(Rows from a dataset of pages and code)

▬▬▬▬▬▬

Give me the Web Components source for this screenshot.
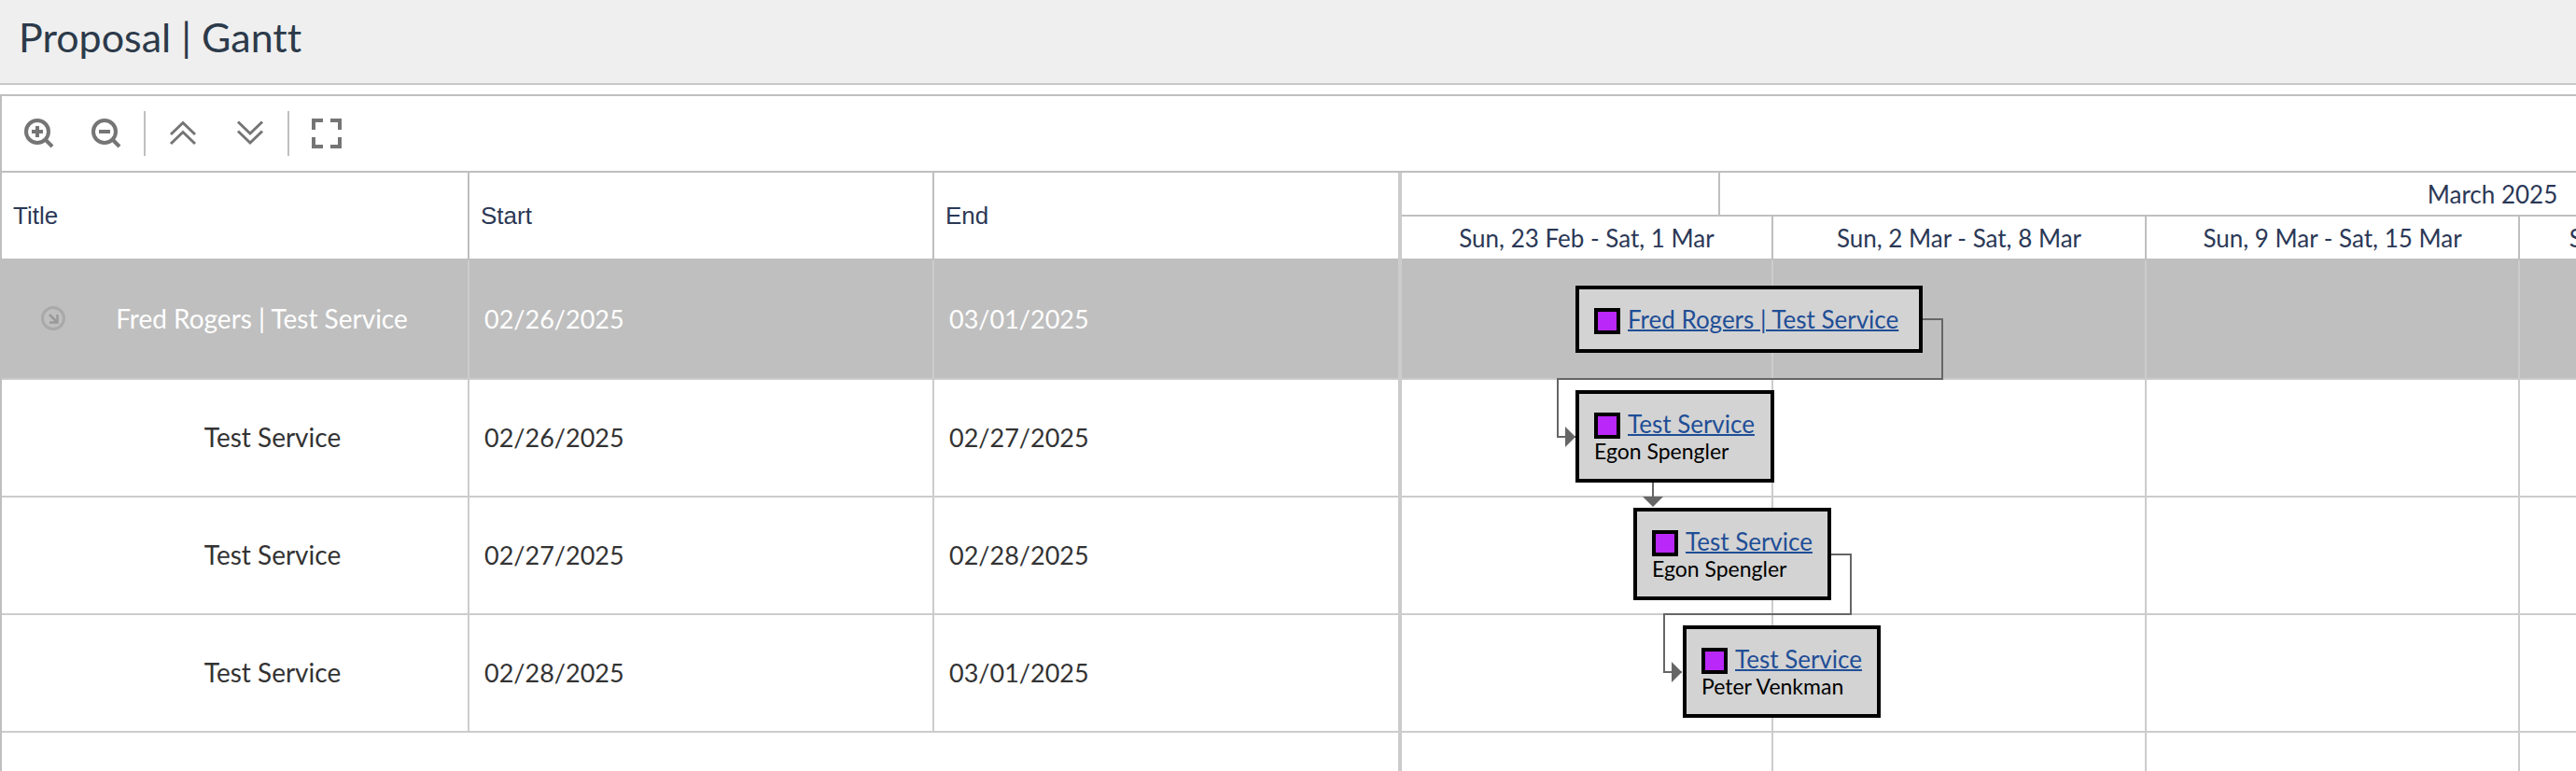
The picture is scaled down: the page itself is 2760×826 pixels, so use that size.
<!DOCTYPE html>
<html lang="en">
<head>
<meta charset="utf-8">
<title>Proposal | Gantt</title>
<style>
  body { margin: 0; background: #fff; font-family: Lato, "Liberation Sans", sans-serif; font-variant-ligatures: none; }
</style>
</head>
<body>
<gantt-page>
  <page-title slot="title">Proposal | Gantt</page-title>
  <gantt-toolbar slot="toolbar"></gantt-toolbar>
  <task-grid slot="grid"></task-grid>
  <gantt-timeline slot="timeline">
    <task-bar href="#fred" name="Fred Rogers | Test Service" style="left:186px;top:27px;width:372px;height:72px"></task-bar>
    <task-bar href="#t1" name="Test Service" style="left:186px;top:139px;width:213px;height:99px">Egon Spengler</task-bar>
    <task-bar href="#t2" name="Test Service" style="left:248px;top:265px;width:212px;height:99px">Egon Spengler</task-bar>
    <task-bar href="#t3" name="Test Service" style="left:301px;top:391px;width:212px;height:99px">Peter Venkman</task-bar>
  </gantt-timeline>
</gantt-page>

<script>
const define = (name, html, setup) => customElements.define(name, class extends HTMLElement {
  constructor() {
    super();
    this.attachShadow({ mode: 'open' }).innerHTML = '<style>*{box-sizing:border-box}:host{box-sizing:border-box}</style>' + html;
  }
  connectedCallback() { if (setup) setup(this, this.shadowRoot); }
});

define('page-title', `
<style>
  :host { display: block; background: #efefef; border-bottom: 2px solid #c8c8c8; padding: 16px 20px 25px; }
  h1 { margin: 0; font-size: 43px; line-height: 48px; font-weight: 400; color: #2c3a4a; }
</style>
<h1><slot></slot></h1>`);

define('gantt-page', `
<style>
  :host { display: flex; flex-direction: column; height: 100vh; overflow: hidden; }
  .gantt { flex: 1; min-height: 0; margin-top: 10px; border: 2px solid #bfbfbf; border-width: 2px 0 0 2px;
    display: flex; flex-direction: column; }
  .split { flex: 1; min-height: 0; display: grid; grid-template-columns: minmax(0, 1496fr) 4px minmax(0, 1258fr); }
  .splitter { background: #ccc; }
</style>
<slot name="title"></slot>
<main class="gantt">
  <slot name="toolbar"></slot>
  <div class="split">
    <slot name="grid"></slot>
    <div class="splitter" role="separator"></div>
    <slot name="timeline"></slot>
  </div>
</main>`);

define('gantt-toolbar', `
<style>
  :host { display: flex; align-items: center; height: 82px; padding: 0 4px; border-bottom: 2px solid #bfbfbf; }
  button { width: 72px; height: 72px; padding: 0; border: 0; background: none; display: grid; place-items: center; color: #757575; }
  svg { width: 32px; height: 32px; fill: none; stroke: currentColor; stroke-width: 4; }
  .chevrons { stroke-width: 3; }
  .sep { width: 2px; height: 48px; margin: 0 4px; background: #bfbfbf; }
</style>
<button aria-label="Zoom in"><svg viewBox="0 0 32 32"><circle cx="14" cy="14" r="12"/><path d="M22 22l8 8M8 14h12M14 8v12"/></svg></button>
<button aria-label="Zoom out"><svg viewBox="0 0 32 32"><circle cx="14" cy="14" r="12"/><path d="M22 22l8 8M8 14h12"/></svg></button>
<span class="sep"></span>
<button aria-label="Collapse all"><svg class="chevrons" viewBox="0 0 32 32"><path d="M3 17L16 4.500 29 17M3 27L16 14.500 29 27"/></svg></button>
<button aria-label="Expand all"><svg class="chevrons" viewBox="0 0 32 32"><path d="M3 3.500L16 16 29 3.500M3 13.500L16 26 29 13.500"/></svg></button>
<span class="sep"></span>
<button aria-label="Full screen"><svg viewBox="0 0 32 32"><path d="M2 12V2h10M20 2h10v10M30 20v10H20M12 30H2V20"/></svg></button>`);

define('task-grid', `
<style>
  :host { display: block; min-width: 0; }
  table { width: 100%; table-layout: fixed; border-collapse: separate; border-spacing: 0; }
  .c1 { width: 501px; } .c2 { width: 498px; }
  th, td { padding: 0 10px 2px 16px; text-align: left; font-weight: 400; border-bottom: 2px solid #ccc; }
  th { height: 94px; padding: 0 12px; font-family: "Liberation Sans", sans-serif; font-size: 26px; color: #2b3856; border-color: #bfbfbf; }
  th:not(:last-child) { border-right: 2px solid #bfbfbf; }
  td { height: 126px; font-size: 27px; color: #333; }
  td:not(:last-child) { border-right: 2px solid #ccc; }
  td:first-child { font-size: 28px; text-align: center; padding-left: 91px; }
  .selected td { height: 128px; background: #bfbfbf; color: #fff; }
  .selected td:first-child { padding-left: 42px; }
  .parent { display: flex; align-items: center; }
  .parent span { flex: 1; }
  button { border: 0; padding: 0; background: none; width: 26px; height: 26px; }
  svg { display: block; width: 26px; height: 26px; fill: none; }
</style>
<table>
  <colgroup><col class="c1"><col class="c2"><col></colgroup>
  <thead><tr><th>Title</th><th>Start</th><th>End</th></tr></thead>
  <tbody>
    <tr class="selected"><td><div class="parent">
      <button aria-label="Collapse"><svg viewBox="0 0 26 26"><circle cx="13" cy="13" r="11.500" stroke="#a9a9a9" stroke-width="3"/><path d="M9 9l8 8M17.500 9v8.500H9" stroke="#9a9a9a" stroke-width="2.500"/></svg></button>
      <span>Fred Rogers | Test Service</span></div></td><td>02/26/2025</td><td>03/01/2025</td></tr>
    <tr><td>Test Service</td><td>02/26/2025</td><td>02/27/2025</td></tr>
    <tr><td>Test Service</td><td>02/27/2025</td><td>02/28/2025</td></tr>
    <tr><td>Test Service</td><td>02/28/2025</td><td>03/01/2025</td></tr>
  </tbody>
</table>`);

define('gantt-timeline', `
<style>
  :host { display: flex; flex-direction: column; min-width: 0; overflow: hidden; }
  .months, .weeks, .columns { display: grid; grid-template-columns: 398px repeat(4, 400px); }
  .months { grid-template-columns: 341px 1657px; }
  .head span { height: 47px; line-height: 47px; text-align: center; font-size: 26px; color: #2b3856;
    border-right: 2px solid #bfbfbf; border-bottom: 2px solid #bfbfbf; white-space: nowrap; }
  .body { position: relative; flex: 1; }
  .row { height: 126px; border-bottom: 2px solid #ccc; }
  .selected { height: 128px; background: #bfbfbf; }
  .columns, svg { position: absolute; inset: 0; }
  .columns i { border-right: 2px solid #ccc; }
  svg { width: 100%; height: 100%; overflow: visible; }
  .link { fill: none; stroke: #666; stroke-width: 2; }
  .tip { fill: #666; }
</style>
<div class="head">
  <div class="months"><span></span><span>March 2025</span></div>
  <div class="weeks"><span>Sun, 23 Feb - Sat, 1 Mar</span><span>Sun, 2 Mar - Sat, 8 Mar</span><span>Sun, 9 Mar - Sat, 15 Mar</span><span>Sun, 16 Mar - Sat, 22 Mar</span><span></span></div>
</div>
<div class="body">
  <div class="row selected"></div><div class="row"></div><div class="row"></div><div class="row"></div>
  <div class="columns"><i></i><i></i><i></i><i></i><i></i></div>
  <svg aria-hidden="true">
    <path class="link" d="M558 63H579V127H167V189H186M269 238V254M460 315H481V379H281V441H300"/>
    <path class="tip" d="M175 178L186 189 175 200zM258 253H280L269 264zM289 430L300 441 289 452z"/>
  </svg>
  <slot></slot>
</div>`);

define('task-bar', `
<style>
  :host { position: absolute; border: 4px solid #000; background: #d3d3d3; padding: 16px; white-space: nowrap; }
  .title { display: flex; align-items: flex-end; gap: 8px; font-size: 26px; line-height: 32px; }
  i { width: 28px; height: 28px; border: 4px solid #000; background: #b928f8; }
  a { color: #1f4e96; text-decoration: underline; text-decoration-thickness: 2px; }
  .who { font-size: 23px; line-height: 26px; color: #000; }
</style>
<div class="title"><i></i><a></a></div>
<div class="who"><slot></slot></div>`, (el, root) => {
  const link = root.querySelector('a');
  link.href = el.getAttribute('href');
  link.textContent = el.getAttribute('name');
});
</script>
</body>
</html>
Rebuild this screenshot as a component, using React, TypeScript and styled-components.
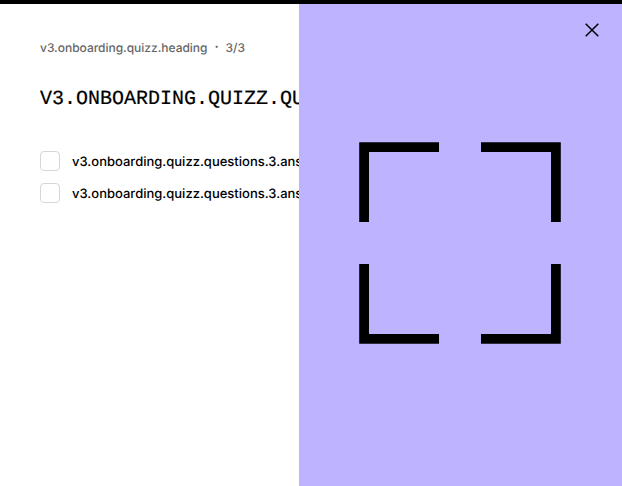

▬▬▬▬▬▬

** Required work **
Give back exactly the lines from the top of the records to the line containing "</gantt-page>", both included, and no pictures.

** Written response **
Give me the Web Components source for this screenshot.
The picture is scaled down: the page itself is 2760×826 pixels, so use that size.
<!DOCTYPE html>
<html lang="en">
<head>
<meta charset="utf-8">
<title>Proposal | Gantt</title>
<style>
  body { margin: 0; background: #fff; font-family: Lato, "Liberation Sans", sans-serif; font-variant-ligatures: none; }
</style>
</head>
<body>
<gantt-page>
  <page-title slot="title">Proposal | Gantt</page-title>
  <gantt-toolbar slot="toolbar"></gantt-toolbar>
  <task-grid slot="grid"></task-grid>
  <gantt-timeline slot="timeline">
    <task-bar href="#fred" name="Fred Rogers | Test Service" style="left:186px;top:27px;width:372px;height:72px"></task-bar>
    <task-bar href="#t1" name="Test Service" style="left:186px;top:139px;width:213px;height:99px">Egon Spengler</task-bar>
    <task-bar href="#t2" name="Test Service" style="left:248px;top:265px;width:212px;height:99px">Egon Spengler</task-bar>
    <task-bar href="#t3" name="Test Service" style="left:301px;top:391px;width:212px;height:99px">Peter Venkman</task-bar>
  </gantt-timeline>
</gantt-page>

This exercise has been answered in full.